E.B.3 Concurrent Programming (Including asyncio)

asyncio concurrency control flowchart

async task timeout cancellation and rate limiting diagram

Concurrency helps when the program is mostly waiting: HTTP calls, database calls, file I/O, scraping, RAG retrieval, or Agent tool calls. It is not a magic speed button for CPU-heavy work.

What You Need

Python 3.10+
No external packages
A terminal that can run python

Key Terms

I/O-bound: most time is spent waiting for another system.
CPU-bound: most time is spent computing.
Coroutine: an async function that can pause with await.
asyncio.gather: run multiple awaitables and collect results.
Semaphore: limit how many tasks can run at the same time.
Timeout: stop waiting after a fixed limit.

Run A Controlled Async Batch

Create async_batch.py:

import asyncio


async def call_tool(name, delay):
    await asyncio.sleep(delay)
    return f"{name}:ok"


async def guarded_call(semaphore, name, delay, timeout):
    async with semaphore:
        try:
            return await asyncio.wait_for(call_tool(name, delay), timeout=timeout)
        except asyncio.TimeoutError:
            return f"{name}:timeout"


async def main():
    semaphore = asyncio.Semaphore(2)
    results = await asyncio.gather(
        guarded_call(semaphore, "search", 0.1, 0.5),
        guarded_call(semaphore, "database", 0.2, 0.5),
        guarded_call(semaphore, "slow_tool", 1.0, 0.3),
    )
    print(results)


asyncio.run(main())

Run it:

python async_batch.py

Expected output:

['search:ok', 'database:ok', 'slow_tool:timeout']

The important pattern is not just gather. It is gather plus a concurrency limit plus timeout handling.

Concurrency Review

Review async code by asking what is allowed to wait, how many tasks may run at once, and what happens when one task is too slow.
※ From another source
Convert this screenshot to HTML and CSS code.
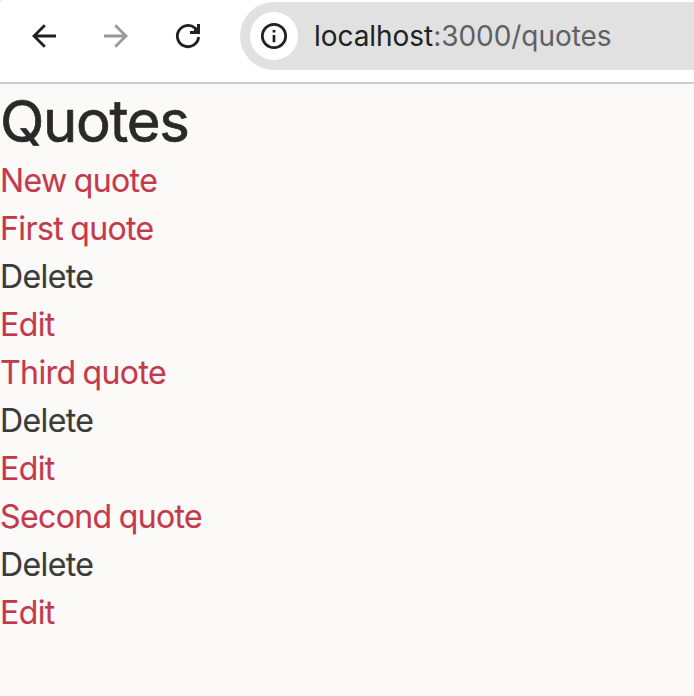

If those three answers are not visible, the code may work in a demo but fail under real traffic.

For AI apps, this applies to retrieval, reranking, tool calls, file uploads, and remote model APIs. Keep a trace that names each task and result. A list like ['search:ok', 'slow_tool:timeout'] is small, but it proves timeout behavior better than a paragraph of explanation.

Change The Limit

Run this tiny check to see the two possible limits:

import asyncio

for limit in [2, 1]:
    semaphore = asyncio.Semaphore(limit)
    print("limit:", limit, "semaphore:", type(semaphore).__name__)

Expected output:

limit: 2 semaphore: Semaphore
limit: 1 semaphore: Semaphore

The final result stays the same, but tasks run more conservatively. In real services, this protects upstream APIs from sudden request bursts.

When To Use Asyncio

Good fit:

Many network requests
Multiple tool calls
RAG retrieval from several sources
Waiting on databases or queues

Poor first choice:

Heavy numerical computation
Large image transformations
Code that must stay very simple and has no waiting bottleneck

Evidence to Keep

Keep this page’s proof of learning as a small evidence card:

Python Pattern: decorator, iterator, generator, concurrency primitive, or metaprogramming hook
Code Artifact: minimal runnable example plus printed output
Use Case: where this pattern improves an AI app, pipeline, tool, or server
Failure Check: hidden side effects, unreadable abstraction, race condition, or overengineering
Expected Output: small advanced-Python example with a practical AI-system use note

Common Mistakes

Adding async everywhere without checking whether the task is I/O-bound.
Using gather without a concurrency limit.
Forgetting timeouts, so one slow upstream blocks the whole workflow.
Swallowing exceptions without logging which task failed.

Practice

Add five more tool calls and set Semaphore(3). Then count how many return :timeout when you lower the timeout to 0.15.

Reference implementation and walkthrough

The exact timeout count depends on the delays you assign, so the answer should report the observed count instead of inventing a fixed number. A solid solution prints both the full result list and a count such as:

timeouts = sum(result.endswith(":timeout") for result in results)
print("timeouts:", timeouts)

The explanation should mention that Semaphore(3) limits pressure on upstream tools, while the lower timeout exposes slow calls. In production, you would log which tool timed out, not only the total number.